START Information provided
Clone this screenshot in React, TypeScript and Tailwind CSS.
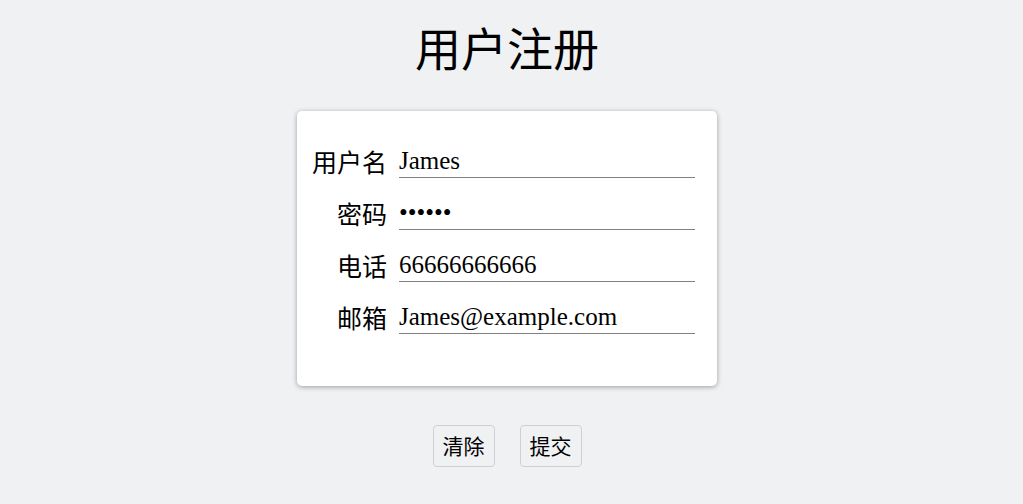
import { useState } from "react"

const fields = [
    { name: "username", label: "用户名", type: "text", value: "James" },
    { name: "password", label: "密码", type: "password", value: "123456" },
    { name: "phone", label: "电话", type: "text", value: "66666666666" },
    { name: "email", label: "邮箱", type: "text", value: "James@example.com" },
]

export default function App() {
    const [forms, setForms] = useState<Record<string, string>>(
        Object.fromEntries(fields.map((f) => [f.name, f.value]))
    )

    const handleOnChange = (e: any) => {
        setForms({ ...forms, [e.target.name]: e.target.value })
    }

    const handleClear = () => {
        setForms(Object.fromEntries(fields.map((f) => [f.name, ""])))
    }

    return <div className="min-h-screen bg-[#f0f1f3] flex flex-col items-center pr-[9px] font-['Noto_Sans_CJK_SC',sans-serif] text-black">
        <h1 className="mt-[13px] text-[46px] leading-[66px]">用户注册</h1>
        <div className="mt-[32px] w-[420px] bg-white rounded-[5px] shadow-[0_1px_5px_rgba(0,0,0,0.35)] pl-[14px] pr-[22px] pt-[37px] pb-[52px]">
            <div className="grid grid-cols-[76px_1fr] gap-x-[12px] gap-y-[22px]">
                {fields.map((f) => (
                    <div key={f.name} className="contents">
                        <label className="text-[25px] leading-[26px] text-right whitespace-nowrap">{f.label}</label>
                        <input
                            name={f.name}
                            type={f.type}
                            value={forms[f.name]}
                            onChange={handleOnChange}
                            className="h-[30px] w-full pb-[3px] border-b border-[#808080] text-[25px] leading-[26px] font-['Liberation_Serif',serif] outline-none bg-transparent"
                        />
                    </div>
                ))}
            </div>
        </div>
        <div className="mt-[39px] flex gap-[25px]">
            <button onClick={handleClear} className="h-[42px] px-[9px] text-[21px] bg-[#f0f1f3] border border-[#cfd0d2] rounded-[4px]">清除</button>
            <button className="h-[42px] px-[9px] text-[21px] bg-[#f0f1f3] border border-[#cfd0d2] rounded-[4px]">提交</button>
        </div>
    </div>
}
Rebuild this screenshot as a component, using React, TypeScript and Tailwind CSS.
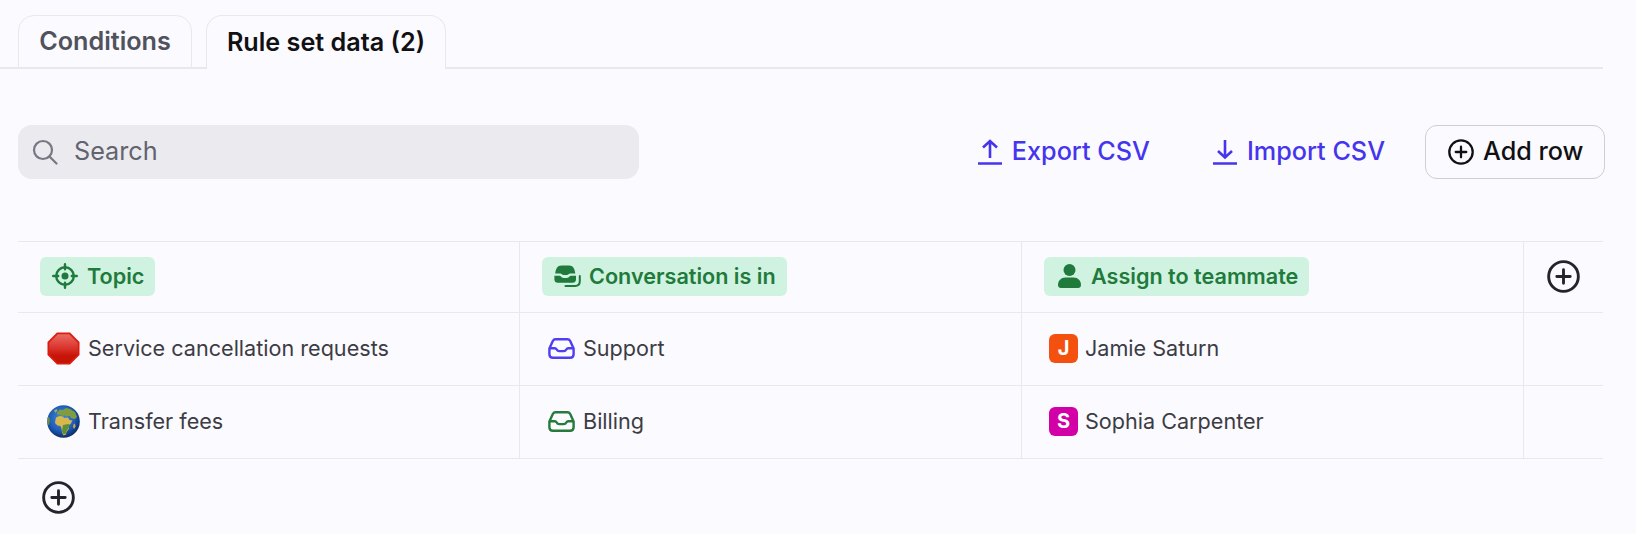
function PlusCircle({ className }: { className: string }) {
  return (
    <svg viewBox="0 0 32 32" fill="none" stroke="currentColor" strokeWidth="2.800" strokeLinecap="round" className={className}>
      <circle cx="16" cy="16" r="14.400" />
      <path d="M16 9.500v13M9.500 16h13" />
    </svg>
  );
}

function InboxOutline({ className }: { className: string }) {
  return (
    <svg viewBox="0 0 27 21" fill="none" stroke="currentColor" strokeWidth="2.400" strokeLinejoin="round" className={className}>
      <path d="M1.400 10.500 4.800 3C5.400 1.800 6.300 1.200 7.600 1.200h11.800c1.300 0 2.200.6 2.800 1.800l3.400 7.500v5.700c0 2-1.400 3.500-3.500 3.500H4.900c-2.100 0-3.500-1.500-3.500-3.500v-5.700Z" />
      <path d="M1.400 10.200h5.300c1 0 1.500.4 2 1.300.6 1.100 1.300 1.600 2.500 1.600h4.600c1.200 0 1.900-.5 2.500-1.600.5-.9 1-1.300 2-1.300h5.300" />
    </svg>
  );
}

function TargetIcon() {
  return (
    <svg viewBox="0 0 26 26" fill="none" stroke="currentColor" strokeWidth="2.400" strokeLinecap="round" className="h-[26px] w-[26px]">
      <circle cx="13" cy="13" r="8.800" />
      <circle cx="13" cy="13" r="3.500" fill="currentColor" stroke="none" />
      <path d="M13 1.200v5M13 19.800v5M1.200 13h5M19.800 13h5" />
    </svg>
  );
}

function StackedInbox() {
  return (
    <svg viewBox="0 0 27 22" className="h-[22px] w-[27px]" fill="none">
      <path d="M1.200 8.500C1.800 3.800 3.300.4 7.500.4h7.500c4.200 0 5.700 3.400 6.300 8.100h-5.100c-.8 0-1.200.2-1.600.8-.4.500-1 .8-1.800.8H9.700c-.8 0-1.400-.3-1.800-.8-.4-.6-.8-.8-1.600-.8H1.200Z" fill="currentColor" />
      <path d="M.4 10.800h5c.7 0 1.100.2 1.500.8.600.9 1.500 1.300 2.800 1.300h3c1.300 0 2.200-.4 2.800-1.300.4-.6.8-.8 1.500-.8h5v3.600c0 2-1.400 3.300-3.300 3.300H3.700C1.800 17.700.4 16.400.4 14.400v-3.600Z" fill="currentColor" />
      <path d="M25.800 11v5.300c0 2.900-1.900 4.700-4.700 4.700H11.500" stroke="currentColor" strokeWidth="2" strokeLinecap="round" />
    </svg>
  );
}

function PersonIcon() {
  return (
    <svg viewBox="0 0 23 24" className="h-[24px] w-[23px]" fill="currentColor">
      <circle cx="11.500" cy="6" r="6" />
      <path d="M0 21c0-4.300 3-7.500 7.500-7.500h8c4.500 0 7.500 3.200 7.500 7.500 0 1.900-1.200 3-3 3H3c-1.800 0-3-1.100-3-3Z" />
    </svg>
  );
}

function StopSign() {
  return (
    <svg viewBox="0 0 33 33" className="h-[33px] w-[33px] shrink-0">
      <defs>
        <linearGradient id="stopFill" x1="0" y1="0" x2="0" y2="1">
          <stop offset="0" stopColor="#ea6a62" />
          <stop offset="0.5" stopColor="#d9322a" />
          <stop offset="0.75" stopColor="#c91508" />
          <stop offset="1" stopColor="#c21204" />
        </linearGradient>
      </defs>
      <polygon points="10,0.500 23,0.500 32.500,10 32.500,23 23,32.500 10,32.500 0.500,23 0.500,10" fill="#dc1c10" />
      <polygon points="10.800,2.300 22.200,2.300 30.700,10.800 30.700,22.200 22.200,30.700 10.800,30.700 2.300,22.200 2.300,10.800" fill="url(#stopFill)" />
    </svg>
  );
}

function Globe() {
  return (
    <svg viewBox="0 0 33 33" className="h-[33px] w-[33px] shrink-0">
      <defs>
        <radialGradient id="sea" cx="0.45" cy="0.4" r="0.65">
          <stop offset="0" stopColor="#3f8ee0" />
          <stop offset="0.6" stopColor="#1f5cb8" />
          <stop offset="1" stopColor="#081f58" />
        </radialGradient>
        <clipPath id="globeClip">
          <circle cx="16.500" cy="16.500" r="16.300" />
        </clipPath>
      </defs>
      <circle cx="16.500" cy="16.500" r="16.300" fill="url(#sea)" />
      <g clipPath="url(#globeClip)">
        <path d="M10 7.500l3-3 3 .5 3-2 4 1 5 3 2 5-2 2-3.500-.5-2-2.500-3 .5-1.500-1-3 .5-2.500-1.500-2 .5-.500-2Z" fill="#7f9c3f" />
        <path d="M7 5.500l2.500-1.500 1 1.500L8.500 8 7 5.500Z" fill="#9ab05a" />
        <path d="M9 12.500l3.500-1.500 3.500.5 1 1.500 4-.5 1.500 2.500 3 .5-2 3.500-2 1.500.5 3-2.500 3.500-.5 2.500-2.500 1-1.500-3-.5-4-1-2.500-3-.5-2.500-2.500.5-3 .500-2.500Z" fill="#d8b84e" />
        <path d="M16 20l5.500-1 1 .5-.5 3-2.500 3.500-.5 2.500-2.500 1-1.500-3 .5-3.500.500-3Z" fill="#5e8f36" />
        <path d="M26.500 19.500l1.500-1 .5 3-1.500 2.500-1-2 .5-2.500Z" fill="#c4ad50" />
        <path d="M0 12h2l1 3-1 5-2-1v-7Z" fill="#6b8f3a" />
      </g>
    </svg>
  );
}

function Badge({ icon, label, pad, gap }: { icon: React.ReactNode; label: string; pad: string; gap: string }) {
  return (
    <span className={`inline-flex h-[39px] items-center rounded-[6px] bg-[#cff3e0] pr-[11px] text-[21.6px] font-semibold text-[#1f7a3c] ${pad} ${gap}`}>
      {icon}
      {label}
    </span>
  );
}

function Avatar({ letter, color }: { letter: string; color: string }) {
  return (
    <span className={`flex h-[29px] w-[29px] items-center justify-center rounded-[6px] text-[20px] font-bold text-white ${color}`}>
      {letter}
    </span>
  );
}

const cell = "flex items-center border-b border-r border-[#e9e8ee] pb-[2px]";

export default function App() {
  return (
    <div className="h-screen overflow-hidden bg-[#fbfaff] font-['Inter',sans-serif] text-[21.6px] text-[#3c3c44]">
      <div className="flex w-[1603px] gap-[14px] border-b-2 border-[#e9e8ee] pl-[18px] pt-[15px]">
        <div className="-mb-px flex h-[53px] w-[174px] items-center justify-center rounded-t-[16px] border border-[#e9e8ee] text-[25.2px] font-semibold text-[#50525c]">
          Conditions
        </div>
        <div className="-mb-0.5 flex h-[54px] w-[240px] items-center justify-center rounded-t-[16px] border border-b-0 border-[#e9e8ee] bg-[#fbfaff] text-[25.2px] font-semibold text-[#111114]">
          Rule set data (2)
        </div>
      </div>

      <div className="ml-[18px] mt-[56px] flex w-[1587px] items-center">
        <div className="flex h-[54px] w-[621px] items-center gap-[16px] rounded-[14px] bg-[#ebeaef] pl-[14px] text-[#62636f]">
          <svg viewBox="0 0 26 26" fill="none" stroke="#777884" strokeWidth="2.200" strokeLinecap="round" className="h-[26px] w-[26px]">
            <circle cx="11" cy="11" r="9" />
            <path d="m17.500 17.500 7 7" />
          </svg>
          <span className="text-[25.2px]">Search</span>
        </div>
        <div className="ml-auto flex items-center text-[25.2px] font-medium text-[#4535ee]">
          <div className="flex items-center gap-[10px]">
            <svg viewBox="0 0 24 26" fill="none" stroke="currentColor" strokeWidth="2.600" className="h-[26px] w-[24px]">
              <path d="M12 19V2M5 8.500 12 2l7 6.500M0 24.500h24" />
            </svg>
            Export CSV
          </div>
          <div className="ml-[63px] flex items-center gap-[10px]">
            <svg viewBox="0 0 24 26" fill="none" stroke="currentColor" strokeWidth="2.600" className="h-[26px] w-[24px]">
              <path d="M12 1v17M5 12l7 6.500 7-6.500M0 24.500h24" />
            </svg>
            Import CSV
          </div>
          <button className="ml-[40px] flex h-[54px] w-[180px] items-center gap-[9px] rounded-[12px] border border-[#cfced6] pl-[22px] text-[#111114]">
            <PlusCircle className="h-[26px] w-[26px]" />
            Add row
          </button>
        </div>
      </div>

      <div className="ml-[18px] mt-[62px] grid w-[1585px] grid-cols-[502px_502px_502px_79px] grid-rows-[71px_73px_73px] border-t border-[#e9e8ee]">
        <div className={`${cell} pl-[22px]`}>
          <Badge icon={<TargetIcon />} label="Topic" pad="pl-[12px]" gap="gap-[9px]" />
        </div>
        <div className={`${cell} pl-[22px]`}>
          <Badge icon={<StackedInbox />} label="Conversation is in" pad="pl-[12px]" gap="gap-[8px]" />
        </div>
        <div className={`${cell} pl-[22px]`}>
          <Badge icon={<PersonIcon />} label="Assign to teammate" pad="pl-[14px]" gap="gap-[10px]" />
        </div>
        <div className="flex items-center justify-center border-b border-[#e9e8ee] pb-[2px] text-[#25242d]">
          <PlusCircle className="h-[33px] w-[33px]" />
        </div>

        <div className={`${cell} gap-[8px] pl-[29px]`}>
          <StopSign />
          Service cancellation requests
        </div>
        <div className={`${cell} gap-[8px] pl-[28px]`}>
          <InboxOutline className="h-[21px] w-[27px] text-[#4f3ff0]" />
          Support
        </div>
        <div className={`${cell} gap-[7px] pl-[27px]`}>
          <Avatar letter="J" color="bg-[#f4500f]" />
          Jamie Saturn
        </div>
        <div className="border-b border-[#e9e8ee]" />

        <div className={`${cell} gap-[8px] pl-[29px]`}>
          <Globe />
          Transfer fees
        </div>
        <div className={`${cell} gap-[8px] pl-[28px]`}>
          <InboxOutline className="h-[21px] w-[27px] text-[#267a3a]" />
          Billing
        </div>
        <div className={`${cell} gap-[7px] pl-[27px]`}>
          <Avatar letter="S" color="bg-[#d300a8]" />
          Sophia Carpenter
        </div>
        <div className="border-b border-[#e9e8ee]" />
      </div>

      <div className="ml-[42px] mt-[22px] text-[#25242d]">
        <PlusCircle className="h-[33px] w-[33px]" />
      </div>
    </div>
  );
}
END Information provided
*The exercise:*
Copy in full each line that holds the word "TypeScript".

*Task response:*
Clone this screenshot in React, TypeScript and Tailwind CSS.
Rebuild this screenshot as a component, using React, TypeScript and Tailwind CSS.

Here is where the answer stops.